Re: Getting greatest decimal accuracy out of G_PI



On Fri, 2 Feb 2007 23:43:05 +0100
David Nečas (Yeti) <yeti physics muni cz> wrote:

>On Fri, Feb 02, 2007 at 04:30:17PM -0500, zentara wrote:
>> Please pardon my basic questions, but I am self taught
>> and run into questions I can't solve thru googling.
>
>The problem of this question is rather that it's completely
>unrelated to Gtk+.

Well I'm wondering why the header defines G_PI to 49 places
(if I counted right), if the biggest Gtk2 data type only holds precision
to 15?  So I'm wondering if someone knew something about gtk2
that would handle such a big number? 

>> I see that G_PI is defined in the header to
>> 3.14159265358979323846
>
>I wonder where you found this.  gtypes.h defines G_PI:
>
>  #define G_PI    3.1415926535897932384626433832795028841971693993751

Yeah you are right.
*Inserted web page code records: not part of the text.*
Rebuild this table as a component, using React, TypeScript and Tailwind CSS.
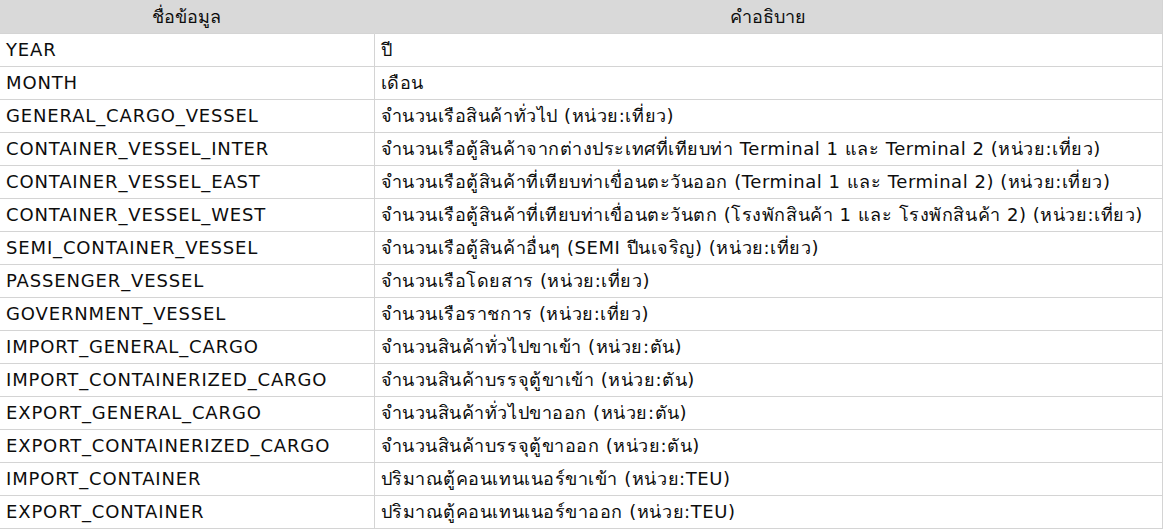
import React from 'react';

const rows: [string, string][] = [
  ['YEAR', 'ปี'],
  ['MONTH', 'เดือน'],
  ['GENERAL_CARGO_VESSEL', 'จำนวนเรือสินค้าทั่วไป (หน่วย:เที่ยว)'],
  ['CONTAINER_VESSEL_INTER', 'จำนวนเรือตู้สินค้าจากต่างประเทศที่เทียบท่า Terminal 1 และ Terminal 2 (หน่วย:เที่ยว)'],
  ['CONTAINER_VESSEL_EAST', 'จำนวนเรือตู้สินค้าที่เทียบท่าเขื่อนตะวันออก (Terminal 1 และ Terminal 2) (หน่วย:เที่ยว)'],
  ['CONTAINER_VESSEL_WEST', 'จำนวนเรือตู้สินค้าที่เทียบท่าเขื่อนตะวันตก (โรงพักสินค้า 1 และ โรงพักสินค้า 2) (หน่วย:เที่ยว)'],
  ['SEMI_CONTAINER_VESSEL', 'จำนวนเรือตู้สินค้าอื่นๆ (SEMI ปีนเจริญ) (หน่วย:เที่ยว)'],
  ['PASSENGER_VESSEL', 'จำนวนเรือโดยสาร (หน่วย:เที่ยว)'],
  ['GOVERNMENT_VESSEL', 'จำนวนเรือราชการ (หน่วย:เที่ยว)'],
  ['IMPORT_GENERAL_CARGO', 'จำนวนสินค้าทั่วไปขาเข้า (หน่วย:ตัน)'],
  ['IMPORT_CONTAINERIZED_CARGO', 'จำนวนสินค้าบรรจุตู้ขาเข้า (หน่วย:ตัน)'],
  ['EXPORT_GENERAL_CARGO', 'จำนวนสินค้าทั่วไปขาออก (หน่วย:ตัน)'],
  ['EXPORT_CONTAINERIZED_CARGO', 'จำนวนสินค้าบรรจุตู้ขาออก (หน่วย:ตัน)'],
  ['IMPORT_CONTAINER', 'ปริมาณตู้คอนเทนเนอร์ขาเข้า (หน่วย:TEU)'],
  ['EXPORT_CONTAINER', 'ปริมาณตู้คอนเทนเนอร์ขาออก (หน่วย:TEU)'],
];

export default function App() {
  return (
    <div className="w-[1164px] h-[529px] bg-white font-['DejaVu_Sans',sans-serif] text-[#0d0d0d] text-[18px]">
      <table className="w-[1163px] border-collapse table-fixed">
        <colgroup>
          <col className="w-[374px]" />
          <col />
        </colgroup>
        <thead>
          <tr className="h-[33px] bg-[#d9d9d9]">
            <th className="font-normal text-center border-r border-[#d9d9d9] p-0">ชื่อข้อมูล</th>
            <th className="font-normal text-center border-r border-[#d4d4d4] p-0">คำอธิบาย</th>
          </tr>
        </thead>
        <tbody>
          {rows.map(([name, desc]) => (
            <tr key={name} className="h-[33px]">
              <td className="border border-[#d4d4d4] border-l-0 pl-[6px] p-0 whitespace-nowrap tracking-[0.85px]">{name}</td>
              <td className="border border-[#d4d4d4] pl-[6px] p-0 whitespace-nowrap tracking-[0.55px]">{desc}</td>
            </tr>
          ))}
        </tbody>
      </table>
    </div>
  );
}
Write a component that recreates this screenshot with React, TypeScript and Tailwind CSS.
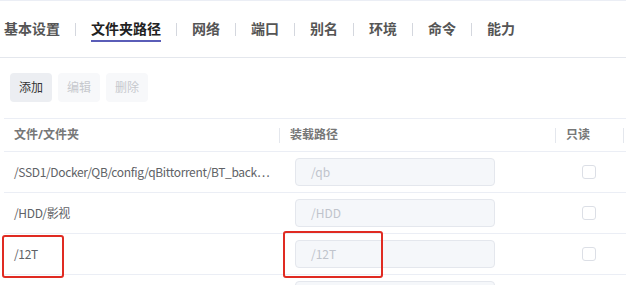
import React from "react";

const tabs = ["基本设置", "文件夹路径", "网络", "端口", "别名", "环境", "命令", "能力"];

const rows = [
  { path: "/SSD1/Docker/QB/config/qBittorrent/BT_back", mount: "/qb", cut: true },
  { path: "/HDD/影视", mount: "/HDD" },
  { path: "/12T", mount: "/12T", marked: true },
  { path: "", mount: "" },
];

function HeaderCell({ label, divider }: { label: string; divider?: boolean }) {
  return (
    <div className="flex items-center h-full">
      {divider && <div className="w-px h-[15px] bg-[#e4e7ed]" />}
      <span className="pl-[10px]">{label}</span>
    </div>
  );
}

export default function App() {
  return (
    <div
      className="w-[626px] h-[285px] overflow-hidden bg-white border-t border-[#ebeef5]"
      style={{ fontFamily: '"Noto Sans", "Noto Sans CJK SC", sans-serif' }}
    >
      {/* tabs */}
      <div className="flex items-center h-[57px] pl-1 border-b border-[#e4e7ed]">
        {tabs.map((t, i) => (
          <React.Fragment key={t}>
            {i > 0 && <div className="w-px h-[13px] bg-[#d4d7de] mx-[15px]" />}
            <div className="relative h-full flex items-center">
              <span
                className={
                  i === 1
                    ? "text-[14px] leading-5 font-bold text-[#222]"
                    : "text-[14px] leading-5 font-bold text-[#555]"
                }
              >
                {t}
              </span>
              {i === 1 && (
                <div className="absolute left-0 right-0 bottom-[15px] h-[2px] bg-[#5a5db8]" />
              )}
            </div>
          </React.Fragment>
        ))}
      </div>

      {/* toolbar */}
      <div className="flex gap-[6px] pl-[10px] pt-[15px]">
        <button className="w-[42px] h-[29px] rounded-[4px] bg-[#eceef2] text-[12px] text-[#333]">添加</button>
        <button className="w-[42px] h-[29px] rounded-[4px] bg-[#f7f8fa] text-[12px] text-[#c6c8cd]">编辑</button>
        <button className="w-[42px] h-[29px] rounded-[4px] bg-[#f7f8fa] text-[12px] text-[#c6c8cd]">删除</button>
      </div>

      {/* table */}
      <div className="ml-1 mt-[16px] border-t border-[#ebeef5]">
        <div className="grid grid-cols-[275px_276px_68px_1fr] h-[33px] border-b border-[#ebeef5] text-[12px] font-bold text-[#777]">
          <HeaderCell label="文件/文件夹" />
          <HeaderCell label="装载路径" divider />
          <HeaderCell label="只读" divider />
          <HeaderCell label="" divider />
        </div>
        {rows.map((r, i) => (
          <div
            key={i}
            className="grid grid-cols-[275px_276px_68px_1fr] h-[41px] border-b border-[#ebeef5]"
            style={{ fontFamily: '"Noto Sans CJK SC", sans-serif' }}
          >
            <div className="relative flex items-center min-w-0 px-[10px]">
              <span className="whitespace-nowrap text-[12px] tracking-[-0.35px] text-[#606266]">
                {r.path}
                {r.cut && "⋯"}
              </span>
              {r.marked && (
                <div className="absolute -left-[2px] top-[1px] w-[62px] h-[43px] border-2 border-[#e02b22] rounded-[3px]" />
              )}
            </div>
            <div className="relative flex items-center pl-[16px]">
              <div className="w-[200px] h-[28px] rounded-[4px] border border-[#e4e7ed] bg-[#f5f7fa] flex items-center pl-[15px] text-[12px] text-[#c0c4cc]">
                {r.mount}
              </div>
              {r.marked && (
                <div className="absolute left-[4px] -top-[3px] w-[100px] h-[47px] border-2 border-[#e02b22] rounded-[3px]" />
              )}
            </div>
            <div className="flex items-center justify-center">
              <div className="w-[14px] h-[14px] rounded-[3px] border border-[#dcdfe6] bg-white" />
            </div>
            <div />
          </div>
        ))}
      </div>
    </div>
  );
}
I  copied it off 

 g.lib-2.12.9/docs/reference/glib/html/lib-Numerical-Definitions.html

correctly, but I must have made a cut-n-paste typo somewhere. Sorry.
It was still greater prescision than I could get with Long Double.

>
>The standard IEEE 754 double precision floating point type
>has 64 bits, of which 52 bits is mantissa, that's 15-16
>decimal digits.  The standard type obviously has the same
>precision everywhere because if it differed it would not be
>the standard type any more.
>
>Both i386 (or rather its 387 math coprocessor) and x86_64
>are capable of calculation with 80bit floating point
>numbers, mantissa is 64 bits, that's 19-20 decimal digits.
>These numbers are available as the `long double' type.  long
>double is implementation-defined, it can look differently on
>other platforms.
>
>Yeti

Thank you for your help. After looking thru a bunch of comp.lang.c
posts, where this was asked, the best answer I saw was

"C only guarantees 10 digits of precision with double and long double.
Since IEEE representations have become widespread 15 or so is common
but the requirement is still only 10. "

And that is what I'm seeing..... 15 decimal places accuracy.

It also answered a question lurking in the back of my mind, why
Fortran is still so widely used in numerical computation instead
of c.

zentara


-- 
I'm not really a human, but I play one on earth.